Bestuurdersaansprakelijkheid
In OR 2013-0089 wordt de bestuurder van een vennootschap persoonlijk aansprakelijk gehouden op grond van artikel 2:248 lid 2 BW jo artikel 2:394 BW en artikel 2:10 BW. Het is de bestuurder volgens het gerechtshof Arnhem niet gelukt het wettelijke vermoeden dat zijn kennelijk onbehoorlijke taakvervulling een belangrijke oorzaak van het faillissement is, te ontzenuwen.

Ondernemingsraad
Graag wijs ik u ook nog op OR 2013-0087, waarin de ondernemingsraad in kort geding vordert dat verboden wordt tot uitvoering van de voorgenomen besluiten over te gaan waar de ondernemingsraad negatief op had geadviseerd. In het bijzonder willen zij verbieden dat de moedervennootschap van de onderneming de landingsrechten op het vliegveld Eindhoven zal gaan verhandelen. De kantonrechter Rotterdam overweegt dat vaststaat dat er bij verhandeling van die rechten buiten het concern geen vluchten meer kunnen plaatsvinden door de onderneming vanuit Eindhoven. Aannemelijk is dat dit tot gevolg heeft dat aan de werkzaamheden van de onderneming op de basis Eindhoven in feite de grondslag komt te ontvallen. Indien dit zou gebeuren, wordt een procedure ex artikel 26 WOR tegen het besluit van de onderneming door de ondernemingsraad in feite zinloos, waarmee tekort wordt gedaan aan de medezeggenschapsrechten van de ondernemingsraad tegen de onderneming terzake dat besluit. De kantonrechter laat in het midden of er sprake is van medeondernemerschap van de moedervennootschap. Zoals partijen terecht hebben aangevoerd, is de Ondernemingskamer specifiek aangewezen voor beslissingen over deze materie. Bovendien leent een kort geding zich niet voor een vergaand onderzoek daarnaar.

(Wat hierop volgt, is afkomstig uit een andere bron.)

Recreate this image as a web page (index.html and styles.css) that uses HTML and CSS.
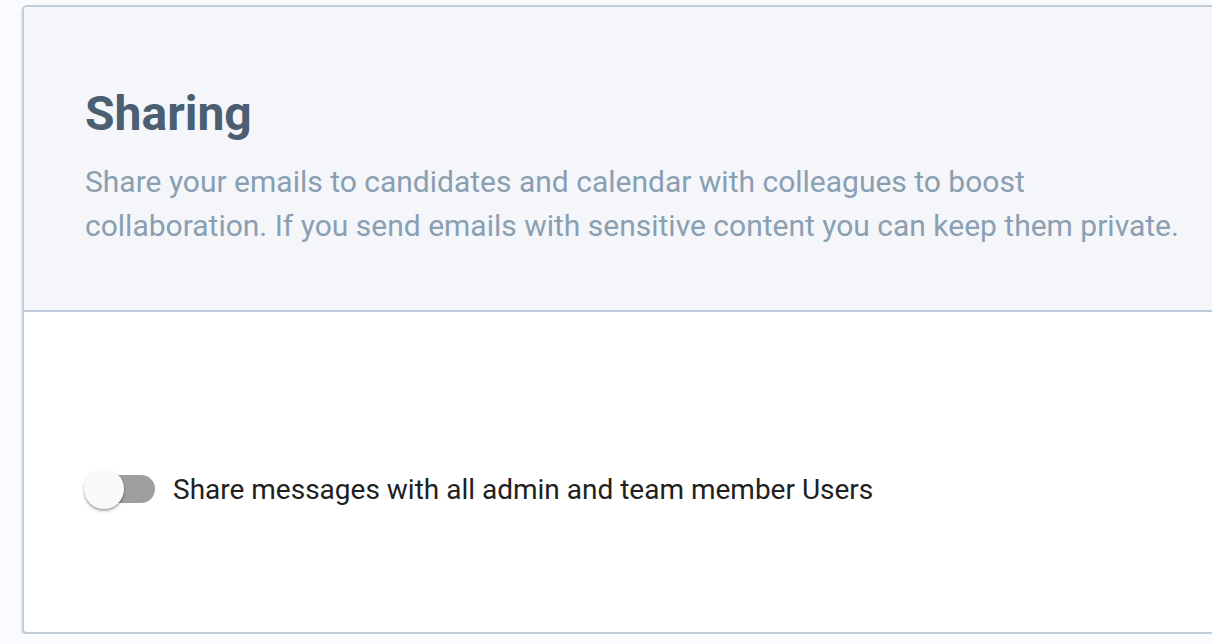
FILE: index.html
```html
<!DOCTYPE html>
<html>
<head>
<meta charset="utf-8">
<link rel="stylesheet" href="styles.css">
</head>
<body>
<div class="page">
  <section class="card">
    <header class="card-head">
      <h1 class="title">Sharing</h1>
      <p class="desc">Share your emails to candidates and calendar with colleagues to boost collaboration. If you send emails with sensitive content you can keep them private.</p>
    </header>
    <div class="card-body">
      <label class="toggle-row">
        <span class="switch"><span class="track"></span><span class="knob"></span></span>
        <span class="toggle-label">Share messages with all admin and team member Users</span>
      </label>
    </div>
  </section>
</div>
</body>
</html>
```

FILE: styles.css
```css
html, body {
  margin: 0;
  padding: 0;
  overflow: hidden;
  background: #f9fbfe;
  font-family: Roboto, "Liberation Sans", sans-serif;
}
.page {
  padding: 5px 0 0 22px;
  width: 1240px;
}
.card {
  width: 1220px;
  border: 2px solid #c1ceda;
  border-radius: 5px;
  background: #fff;
  box-shadow: 0 2px 3px rgba(120, 140, 165, 0.35);
  overflow: hidden;
}
.card-head {
  background: #f4f6f9;
  border-bottom: 2px solid #bccada;
  padding: 79px 40px 0 61px;
  box-sizing: border-box;
  height: 305px;
}
.title {
  margin: 0;
  font-size: 48px;
  font-weight: 700;
  color: #4b5e72;
  line-height: 56px;
}
.desc {
  margin: 18px 0 0;
  font-size: 30px;
  line-height: 44px;
  color: #8a9fb2;
  width: 1115px;
}
.card-body {
  height: 320px;
  padding: 0 0 0 61px;
  display: flex;
  align-items: center;
}
.toggle-row {
  display: flex;
  align-items: center;
  gap: 17px;
  margin-top: 34px;
}
.switch {
  position: relative;
  width: 71px;
  height: 40px;
  display: inline-block;
}
.track {
  position: absolute;
  left: 1px;
  top: 6px;
  width: 69px;
  height: 28px;
  border-radius: 14px;
  background: #9e9e9e;
}
.knob {
  position: absolute;
  left: -1px;
  top: 0;
  width: 40px;
  height: 40px;
  border-radius: 50%;
  background: #fafafa;
  box-shadow: 0 2px 3px rgba(0,0,0,0.3), 0 1px 1px rgba(0,0,0,0.14);
}
.toggle-label {
  font-size: 28px;
  color: #212121;
}
```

De kantonrechter volstaat met het voorlopige oordeel dat niet valt uit te sluiten dat sprake is van medeondernemerschap van Y. De kantonrechter is derhalve van oordeel dat de mogelijkheid bestaat dat de ondernemingraad door het verhandelen van de landingsrechten op dit moment tekort wordt gedaan in de voor haar bestaande medezeggenschapsrechten ten opzichte van gedaagden en wijst een voorziening toe.

Vereenzelviging
Ten slotte wijs ik u nog op OR 2013-0090, waarin een beroep op grond van vereenzelviging ook ditmaal niet slaagt.